O'Connor continued his autobiography through his time with the Abbey Theatre in Dublin, which ended in 1939, in his book, My Father's Son, which was published in 1968, posthumously. It contains valuable character sketches of many of the leading Irish literary figures of the 1930s, in particular Yeats and AE.

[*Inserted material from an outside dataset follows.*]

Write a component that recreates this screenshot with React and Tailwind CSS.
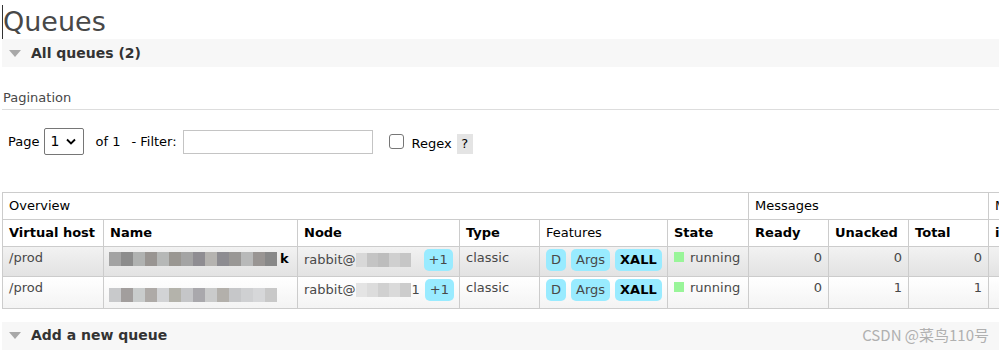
import React from 'react';

const font = { fontFamily: '"DejaVu Sans", Verdana, sans-serif' };

const Mosaic = ({ shades, w = 12, className = '' }) => (
    <span className={`inline-flex align-middle ${className}`}>
        {shades.map((c, i) => (
            <span key={i} className="inline-block h-[14px]" style={{ background: c, width: w }} />
        ))}
    </span>
);

const Badge = ({ children, bold }) => (
    <span className={`inline-block whitespace-nowrap rounded-[5px] bg-[#99ebff] px-[5px] leading-[22px] ${bold ? 'font-bold text-black' : 'text-[#484848]'}`}>
        {children}
    </span>
);

const rows = [
    {
        bg: 'bg-linear-to-b from-[#f2f2f2] to-[#e2e2e2]',
        name: ['#a3a3a3', '#8c8c8c', '#b0b2b1', '#999592', '#b6b8b7', '#9a9792', '#a4a4a4', '#8f8d92', '#b5b3b0', '#8d8c91', '#999795', '#b8b9b9', '#999593', '#888888'],
        tail: 'k',
        node: ['#d8d8d8', '#c4c4c4', '#bdbdbd', '#cfcfcf', '#c6c6c6'],
        nodeTail: '',
        ready: 0, unacked: 0, total: 0,
    },
    {
        bg: 'bg-linear-to-b from-[#ffffff] to-[#f3f3f3]',
        name: ['#c8c9cb', '#a29e9d', '#c9cccc', '#aeaaa7', '#d2d3d5', '#b4b3ab', '#c5c6c8', '#a9a8ac', '#cacbcb', '#b3b0ab', '#c6c7c9', '#cfd0d2', '#d6d7d9', '#c8c8c8'],
        tail: '',
        node: ['#e4e4e4', '#dcdcdc', '#d0d0d0', '#dadada', '#cccccc'],
        nodeTail: '1',
        ready: 0, unacked: 1, total: 1,
    },
];

const SectionBar = ({ title, children }) => (
    <div className="ml-[2px] h-[28px] bg-[#f7f7f7] flex items-center">
        <span className="ml-[7px] w-0 h-0 border-l-[6px] border-r-[6px] border-t-[7px] border-l-transparent border-r-transparent border-t-[#a8a8a8]" />
        <span className="ml-[10px] text-[14px] font-bold text-[#333]">{title}</span>
        {children}
    </div>
);

const App = () => {
    return (
        <div className="w-[999px] h-[351px] overflow-hidden bg-white text-[#484848]" style={font}>
            {/* Title */}
            <h1 className="ml-[2px] mt-[5px] h-[34px] border-l border-[#333] pl-[0px] text-[27px] leading-[34px] text-[#484848]">Queues</h1>

            <SectionBar title="All queues (2)" />

            {/* Pagination */}
            <div className="mt-[18px] ml-[2px] border-b border-[#ddd]">
                <span className="ml-[1px] text-[13px] leading-[17px] text-[#484848]">Pagination</span>
            </div>

            <div className="mt-[18px] ml-[8px] flex items-center h-[27px] text-[13px] text-black">
                <span>Page</span>
                <span className="ml-[5px] w-[40px] h-[27px] border border-[#767676] rounded-[2px] flex items-center justify-between px-[5px]">
                    <span className="text-[14px]">1</span>
                    <svg width="10" height="7" viewBox="0 0 10 7" className="mr-[2px]">
                        <path d="M1 1.5l4 4 4-4" fill="none" stroke="#000" strokeWidth="1.8" />
                    </svg>
                </span>
                <span className="ml-[11px]">of 1</span>
                <span className="ml-[11px]">- Filter:</span>
                <span className="ml-[6px] w-[190px] h-[24px] border border-[#c4c4c4] bg-white" />
                <span className="ml-[16px] w-[15px] h-[15px] border border-[#767676] rounded-[3px] bg-white" />
                <span className="ml-[8px] mt-[4px]">Regex</span>
                <span className="ml-[5px] mt-[4px] w-[16px] h-[20px] bg-[#e4e4e4] flex items-center justify-center text-[13px]">?</span>
            </div>

            {/* Table */}
            <div className="mt-[37px] ml-[2px] overflow-hidden">
                <table className="border-collapse text-[13px] table-fixed w-[1100px]">
                    <colgroup>
                        <col className="w-[101px]" />
                        <col className="w-[194px]" />
                        <col className="w-[162px]" />
                        <col className="w-[80px]" />
                        <col className="w-[128px]" />
                        <col className="w-[81px]" />
                        <col className="w-[80px]" />
                        <col className="w-[80px]" />
                        <col className="w-[80px]" />
                        <col className="w-[114px]" />
                    </colgroup>
                    <thead>
                        <tr className="h-[27px]">
                            <th colSpan={6} className="border border-[#ccc] text-left font-normal text-black px-[6px]">Overview</th>
                            <th colSpan={3} className="border border-[#ccc] text-left font-normal text-black px-[6px]">Messages</th>
                            <th className="border border-[#ccc] text-left font-normal text-black px-[6px] whitespace-nowrap">Message rates</th>
                        </tr>
                        <tr className="h-[27px] text-black">
                            <th className="border border-[#ccc] text-left px-[6px]">Virtual host</th>
                            <th className="border border-[#ccc] text-left px-[6px]">Name</th>
                            <th className="border border-[#ccc] text-left px-[6px]">Node</th>
                            <th className="border border-[#ccc] text-left px-[6px]">Type</th>
                            <th className="border border-[#ccc] text-left font-normal px-[6px]">Features</th>
                            <th className="border border-[#ccc] text-left px-[6px]">State</th>
                            <th className="border border-[#ccc] text-left px-[6px]">Ready</th>
                            <th className="border border-[#ccc] text-left px-[6px]">Unacked</th>
                            <th className="border border-[#ccc] text-left px-[6px]">Total</th>
                            <th className="border border-[#ccc] text-left px-[6px]">incoming</th>
                        </tr>
                    </thead>
                    <tbody>
                        {rows.map((r, i) => (
                            <tr key={i} className={`h-[30px] ${r.bg}`}>
                                <td className="border border-[#ccc] px-[6px] align-top pt-[1px]">/prod</td>
                                <td className="border border-[#ccc] px-[5px] align-top pt-[5px]">
                                    <span className="inline-flex items-center">
                                        <Mosaic shades={r.name} className={i === 1 ? 'mt-[6px]' : ''} />
                                        {r.tail && <span className="ml-[3px] font-bold text-black leading-[14px]">{r.tail}</span>}
                                    </span>
                                </td>
                                <td className="border border-[#ccc] px-[6px] align-top pt-[2px]">
                                    <span className="inline-flex items-center whitespace-nowrap">
                                        <span>rabbit@</span>
                                        <Mosaic shades={r.node} w={11} />
                                        {r.nodeTail && <span className="ml-[1px]">{r.nodeTail}</span>}
                                        <span className={r.nodeTail ? 'ml-[5px]' : 'ml-[13px]'}><Badge>+1</Badge></span>
                                    </span>
                                </td>
                                <td className="border border-[#ccc] px-[6px] align-top pt-[1px]">classic</td>
                                <td className="border border-[#ccc] px-[6px] align-top pt-[2px]">
                                    <span className="flex gap-[5px]">
                                        <Badge>D</Badge>
                                        <Badge>Args</Badge>
                                        <Badge bold>XALL</Badge>
                                    </span>
                                </td>
                                <td className="border border-[#ccc] px-[6px] align-top pt-[1px]">
                                    <span className="inline-block w-[10px] h-[10px] bg-[#99f599] mr-[6px]" />
                                    running
                                </td>
                                <td className="border border-[#ccc] px-[6px] align-top pt-[1px] text-right">{r.ready}</td>
                                <td className="border border-[#ccc] px-[6px] align-top pt-[1px] text-right">{r.unacked}</td>
                                <td className="border border-[#ccc] px-[6px] align-top pt-[1px] text-right">{r.total}</td>
                                <td className="border border-[#ccc] px-[6px] align-top pt-[1px]"></td>
                            </tr>
                        ))}
                    </tbody>
                </table>
            </div>

            <div className="mt-[13px]">
                <SectionBar title="Add a new queue">
                    <span className="ml-auto mr-[10px] text-[15px] text-[#b0b0b0]" style={{ fontFamily: '"Liberation Sans Narrow", "Noto Sans CJK SC", sans-serif' }}>
                        CSDN @菜鸟110号
                    </span>
                </SectionBar>
            </div>
        </div>
    );
};

export default App;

Frank O'Connor Festival and Prize

Since 2000, The Munster Literature Centre in O'Connor's hometown of Cork has run a festival dedicated to the short story form in O'Connor's name. The longest established annual festival dedicated to the short story form in an English-speaking country, it regularly hosts readings, workshops and masterclasses for contemporary practitioners of the form, as well as celebrating the work of O'Connor and other local short fiction writers such as Elizabeth Bowen, Seán Ó Faoláin and William Trevor.
The festival has hosted readings by: Richard Ford, Julia O'Faolain, James Lasdun, Alasdair Gray, Dan Rhodes, Eugene McCabe, Bernard MacLaverty, Desmond Hogan, James Plunkett, Lyudmila Ulitskaya, Rebecca Miller, Anne Enright, Mike McCormack, Etgar Keret, Éilís Ní Dhuibhne, Cónal Creedon, Samrat Upadhyay, Philip Ó Ceallaigh, Rachel Sherman, David Marcus, Panos Karnezis, Nisha da Cunha, William Wall, Bret Anthony Johnston, David Means, Claire Keegan, Miranda July, Rick Moody, Jhumpa Lahiri, Yiyun Li, Julie Orringer, ZZ Packer, Simon Van Booy, Wells Tower, Charlotte Grimshaw and Kevin Barry among others. It also has a tradition of encouraging younger writers at the start of their career, Jon Boilard for example.
The Frank O'Connor International Short Story Award, is awarded to the best short fiction collection published in English anywhere in the world in the year preceding the festival. The prize is also open to translated works and in the event of a translation winning the prize is divided equally between author and translator. The award is described as "the richest prize for the short story form" and at €35,000 in 2010 is one of the most valuable literary prizes for any category of literature.


In popular culture


Neil Jordan's award-winning film The Crying Game was inspired in part by O'Connor's short story, "Guests of the Nation". The story is set during the Irish War of Independence and chronicles the doomed friendship between the members of an I.R.A. unit and the two British Army hostages whom they are guarding.